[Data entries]
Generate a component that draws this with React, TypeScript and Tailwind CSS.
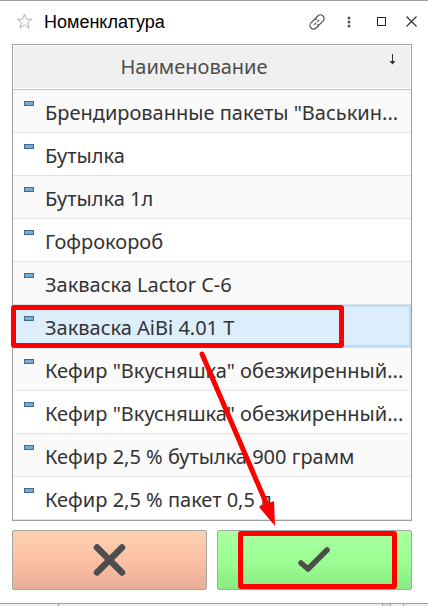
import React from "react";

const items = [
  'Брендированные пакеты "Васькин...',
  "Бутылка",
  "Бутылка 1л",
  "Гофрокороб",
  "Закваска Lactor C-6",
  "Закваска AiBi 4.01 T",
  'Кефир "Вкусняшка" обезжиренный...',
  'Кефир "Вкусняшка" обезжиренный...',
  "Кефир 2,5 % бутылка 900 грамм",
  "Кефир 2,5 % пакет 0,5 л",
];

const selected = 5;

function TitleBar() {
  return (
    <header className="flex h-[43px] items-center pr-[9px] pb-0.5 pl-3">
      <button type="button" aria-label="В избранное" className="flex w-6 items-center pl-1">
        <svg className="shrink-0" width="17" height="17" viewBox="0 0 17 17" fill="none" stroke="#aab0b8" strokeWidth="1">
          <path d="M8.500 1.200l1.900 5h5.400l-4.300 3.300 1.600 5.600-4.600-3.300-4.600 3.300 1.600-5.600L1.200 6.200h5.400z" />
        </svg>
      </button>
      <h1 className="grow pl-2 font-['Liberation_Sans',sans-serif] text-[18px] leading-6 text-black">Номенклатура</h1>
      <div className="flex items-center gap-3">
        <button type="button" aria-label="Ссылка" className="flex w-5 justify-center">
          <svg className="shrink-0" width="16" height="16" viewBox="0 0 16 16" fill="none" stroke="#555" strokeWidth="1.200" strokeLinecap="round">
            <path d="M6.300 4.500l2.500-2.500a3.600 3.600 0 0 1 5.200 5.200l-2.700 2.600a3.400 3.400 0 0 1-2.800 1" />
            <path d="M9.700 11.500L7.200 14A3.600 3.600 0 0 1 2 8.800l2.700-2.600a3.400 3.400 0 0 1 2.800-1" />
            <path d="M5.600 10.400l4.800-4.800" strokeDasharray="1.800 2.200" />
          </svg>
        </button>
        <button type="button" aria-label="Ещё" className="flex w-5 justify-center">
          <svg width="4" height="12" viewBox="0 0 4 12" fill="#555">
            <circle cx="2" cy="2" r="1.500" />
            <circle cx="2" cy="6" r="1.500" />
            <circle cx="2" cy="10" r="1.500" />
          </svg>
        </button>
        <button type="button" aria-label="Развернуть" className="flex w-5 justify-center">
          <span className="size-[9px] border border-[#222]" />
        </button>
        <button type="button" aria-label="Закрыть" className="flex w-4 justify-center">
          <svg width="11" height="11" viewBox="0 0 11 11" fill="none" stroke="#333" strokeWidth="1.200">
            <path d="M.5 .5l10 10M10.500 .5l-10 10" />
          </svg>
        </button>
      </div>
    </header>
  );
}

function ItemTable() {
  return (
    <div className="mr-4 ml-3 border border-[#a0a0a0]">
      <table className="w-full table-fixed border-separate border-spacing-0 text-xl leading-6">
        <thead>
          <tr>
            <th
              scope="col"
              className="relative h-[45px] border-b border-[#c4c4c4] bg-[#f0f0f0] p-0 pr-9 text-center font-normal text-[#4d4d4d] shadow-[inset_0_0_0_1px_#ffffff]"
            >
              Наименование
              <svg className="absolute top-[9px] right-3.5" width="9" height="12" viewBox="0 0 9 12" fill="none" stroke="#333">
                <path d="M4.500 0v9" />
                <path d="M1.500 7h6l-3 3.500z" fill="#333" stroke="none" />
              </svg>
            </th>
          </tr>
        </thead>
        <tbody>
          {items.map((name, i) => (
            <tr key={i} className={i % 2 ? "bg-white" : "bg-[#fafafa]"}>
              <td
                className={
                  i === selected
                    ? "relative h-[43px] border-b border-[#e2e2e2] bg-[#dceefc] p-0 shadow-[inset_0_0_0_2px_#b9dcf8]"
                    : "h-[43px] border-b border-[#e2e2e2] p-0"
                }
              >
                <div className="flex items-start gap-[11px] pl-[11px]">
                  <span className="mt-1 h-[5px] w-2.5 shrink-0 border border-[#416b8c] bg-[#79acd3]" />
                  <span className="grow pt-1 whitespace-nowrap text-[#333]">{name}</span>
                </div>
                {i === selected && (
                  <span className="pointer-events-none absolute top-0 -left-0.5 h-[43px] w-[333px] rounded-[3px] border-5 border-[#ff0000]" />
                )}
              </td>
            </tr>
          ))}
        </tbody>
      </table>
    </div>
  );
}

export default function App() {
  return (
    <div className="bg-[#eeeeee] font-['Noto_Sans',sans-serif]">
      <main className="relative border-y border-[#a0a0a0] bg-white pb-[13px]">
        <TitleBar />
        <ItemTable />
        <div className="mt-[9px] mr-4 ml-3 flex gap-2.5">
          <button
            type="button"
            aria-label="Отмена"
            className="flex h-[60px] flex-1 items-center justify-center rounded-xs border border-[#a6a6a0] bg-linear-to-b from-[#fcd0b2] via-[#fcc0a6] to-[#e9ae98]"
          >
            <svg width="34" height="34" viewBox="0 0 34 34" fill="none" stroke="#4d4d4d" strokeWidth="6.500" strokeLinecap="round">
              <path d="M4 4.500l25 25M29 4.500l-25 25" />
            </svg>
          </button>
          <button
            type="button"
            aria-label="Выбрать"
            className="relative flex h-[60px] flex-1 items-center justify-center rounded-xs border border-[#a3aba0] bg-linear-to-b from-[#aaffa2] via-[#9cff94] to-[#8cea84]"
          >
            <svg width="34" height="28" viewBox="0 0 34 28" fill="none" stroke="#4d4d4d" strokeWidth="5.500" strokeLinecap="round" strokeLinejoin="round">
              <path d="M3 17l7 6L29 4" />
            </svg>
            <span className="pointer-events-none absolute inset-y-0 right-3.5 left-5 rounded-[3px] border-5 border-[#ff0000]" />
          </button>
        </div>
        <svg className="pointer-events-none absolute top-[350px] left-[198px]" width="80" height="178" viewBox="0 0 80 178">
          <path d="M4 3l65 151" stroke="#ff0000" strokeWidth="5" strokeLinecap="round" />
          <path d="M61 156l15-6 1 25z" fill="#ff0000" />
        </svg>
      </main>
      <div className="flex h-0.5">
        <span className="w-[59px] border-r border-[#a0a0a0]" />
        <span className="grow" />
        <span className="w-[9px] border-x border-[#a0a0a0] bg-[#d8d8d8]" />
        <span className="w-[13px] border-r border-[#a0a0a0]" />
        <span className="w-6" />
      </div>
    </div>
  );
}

* * *

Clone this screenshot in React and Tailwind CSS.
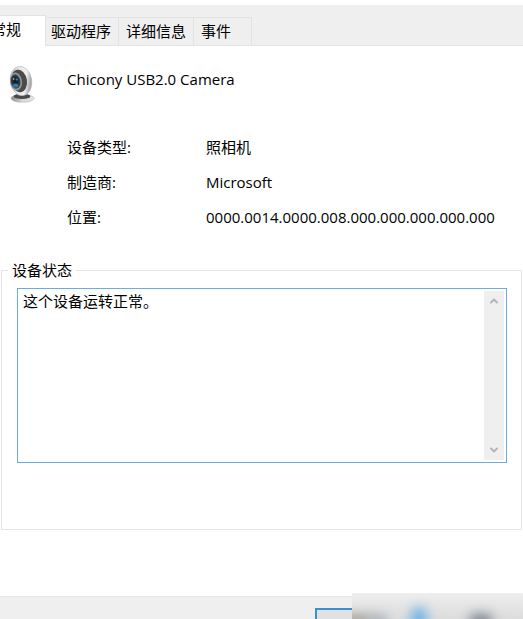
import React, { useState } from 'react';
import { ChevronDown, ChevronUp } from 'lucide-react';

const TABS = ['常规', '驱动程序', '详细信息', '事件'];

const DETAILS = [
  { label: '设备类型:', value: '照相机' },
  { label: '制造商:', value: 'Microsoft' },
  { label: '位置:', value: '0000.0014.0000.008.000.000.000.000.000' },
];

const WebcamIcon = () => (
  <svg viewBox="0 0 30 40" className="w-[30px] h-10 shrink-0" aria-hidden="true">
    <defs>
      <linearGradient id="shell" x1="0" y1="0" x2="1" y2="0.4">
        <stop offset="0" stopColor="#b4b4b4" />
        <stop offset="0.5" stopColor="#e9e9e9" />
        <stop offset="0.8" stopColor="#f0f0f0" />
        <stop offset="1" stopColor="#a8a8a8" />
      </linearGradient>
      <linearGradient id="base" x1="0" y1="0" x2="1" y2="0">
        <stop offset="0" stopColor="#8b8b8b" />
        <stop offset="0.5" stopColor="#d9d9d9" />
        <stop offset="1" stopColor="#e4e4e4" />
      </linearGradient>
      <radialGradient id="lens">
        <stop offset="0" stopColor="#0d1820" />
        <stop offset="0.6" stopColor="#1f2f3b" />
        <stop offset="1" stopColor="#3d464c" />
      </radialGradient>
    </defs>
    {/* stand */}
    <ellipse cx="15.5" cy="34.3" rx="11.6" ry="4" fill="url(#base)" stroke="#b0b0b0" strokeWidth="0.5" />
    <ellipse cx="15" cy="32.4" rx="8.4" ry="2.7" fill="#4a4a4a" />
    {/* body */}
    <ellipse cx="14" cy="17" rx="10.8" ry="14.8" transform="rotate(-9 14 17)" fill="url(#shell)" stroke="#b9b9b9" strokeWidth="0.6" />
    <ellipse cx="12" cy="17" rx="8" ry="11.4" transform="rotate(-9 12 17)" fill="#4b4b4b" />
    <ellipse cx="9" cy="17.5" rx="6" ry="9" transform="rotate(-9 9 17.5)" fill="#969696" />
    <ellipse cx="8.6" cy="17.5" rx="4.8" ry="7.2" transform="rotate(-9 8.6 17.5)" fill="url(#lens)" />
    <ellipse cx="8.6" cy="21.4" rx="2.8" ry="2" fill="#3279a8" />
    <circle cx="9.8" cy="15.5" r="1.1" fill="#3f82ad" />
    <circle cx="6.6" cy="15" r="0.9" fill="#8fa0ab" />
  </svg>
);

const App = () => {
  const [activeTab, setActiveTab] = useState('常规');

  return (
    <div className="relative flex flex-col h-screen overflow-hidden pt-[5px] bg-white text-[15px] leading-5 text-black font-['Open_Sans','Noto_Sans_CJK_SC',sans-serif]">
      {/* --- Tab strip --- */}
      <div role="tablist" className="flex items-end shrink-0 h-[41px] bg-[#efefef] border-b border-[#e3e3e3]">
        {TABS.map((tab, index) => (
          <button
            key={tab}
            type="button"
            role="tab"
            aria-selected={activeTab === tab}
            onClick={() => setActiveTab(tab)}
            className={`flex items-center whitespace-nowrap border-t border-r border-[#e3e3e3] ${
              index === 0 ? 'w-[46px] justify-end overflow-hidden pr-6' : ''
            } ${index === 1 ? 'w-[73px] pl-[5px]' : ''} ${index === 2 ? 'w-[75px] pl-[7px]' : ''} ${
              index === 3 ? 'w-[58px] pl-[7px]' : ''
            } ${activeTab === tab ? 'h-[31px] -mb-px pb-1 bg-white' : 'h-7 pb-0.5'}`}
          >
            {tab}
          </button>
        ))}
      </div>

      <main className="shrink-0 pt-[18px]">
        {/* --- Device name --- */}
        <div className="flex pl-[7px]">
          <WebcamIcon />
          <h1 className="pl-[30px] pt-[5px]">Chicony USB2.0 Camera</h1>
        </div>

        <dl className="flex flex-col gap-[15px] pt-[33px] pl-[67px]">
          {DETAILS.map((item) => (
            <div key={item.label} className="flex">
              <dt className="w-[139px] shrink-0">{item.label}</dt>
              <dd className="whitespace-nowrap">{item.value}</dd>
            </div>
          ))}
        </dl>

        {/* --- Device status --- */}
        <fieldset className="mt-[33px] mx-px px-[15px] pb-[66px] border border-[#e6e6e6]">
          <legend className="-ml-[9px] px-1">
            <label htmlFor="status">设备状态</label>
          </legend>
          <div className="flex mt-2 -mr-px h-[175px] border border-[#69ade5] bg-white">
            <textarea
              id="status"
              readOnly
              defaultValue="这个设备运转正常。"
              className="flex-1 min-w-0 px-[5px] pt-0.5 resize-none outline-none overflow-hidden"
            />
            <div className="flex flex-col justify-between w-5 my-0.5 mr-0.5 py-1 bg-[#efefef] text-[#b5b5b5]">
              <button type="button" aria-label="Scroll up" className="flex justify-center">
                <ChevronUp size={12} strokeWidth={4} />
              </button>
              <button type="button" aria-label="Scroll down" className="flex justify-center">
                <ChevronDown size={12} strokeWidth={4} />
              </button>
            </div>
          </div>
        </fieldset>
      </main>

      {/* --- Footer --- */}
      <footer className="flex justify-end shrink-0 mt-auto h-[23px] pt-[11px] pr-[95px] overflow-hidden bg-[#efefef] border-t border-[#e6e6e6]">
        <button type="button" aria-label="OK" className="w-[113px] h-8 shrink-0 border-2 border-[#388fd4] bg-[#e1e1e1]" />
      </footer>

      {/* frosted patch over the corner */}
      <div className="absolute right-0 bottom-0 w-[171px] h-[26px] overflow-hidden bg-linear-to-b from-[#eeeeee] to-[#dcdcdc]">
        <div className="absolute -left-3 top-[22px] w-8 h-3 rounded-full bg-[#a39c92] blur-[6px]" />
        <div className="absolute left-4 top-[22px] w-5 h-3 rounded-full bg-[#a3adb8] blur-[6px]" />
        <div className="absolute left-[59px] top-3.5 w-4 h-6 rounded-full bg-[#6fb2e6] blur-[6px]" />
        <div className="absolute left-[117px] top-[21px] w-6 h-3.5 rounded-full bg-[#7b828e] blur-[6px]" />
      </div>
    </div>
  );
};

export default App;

* _JOB_
In the listing above, find the line with "Generate a component" and the line with "const selected = 5;". Set down exactly those lines and everything between them, skipping pictures.

* _SOLUTION TO THE EXERCISE_
Generate a component that draws this with React, TypeScript and Tailwind CSS.
import React from "react";

const items = [
  'Брендированные пакеты "Васькин...',
  "Бутылка",
  "Бутылка 1л",
  "Гофрокороб",
  "Закваска Lactor C-6",
  "Закваска AiBi 4.01 T",
  'Кефир "Вкусняшка" обезжиренный...',
  'Кефир "Вкусняшка" обезжиренный...',
  "Кефир 2,5 % бутылка 900 грамм",
  "Кефир 2,5 % пакет 0,5 л",
];

const selected = 5;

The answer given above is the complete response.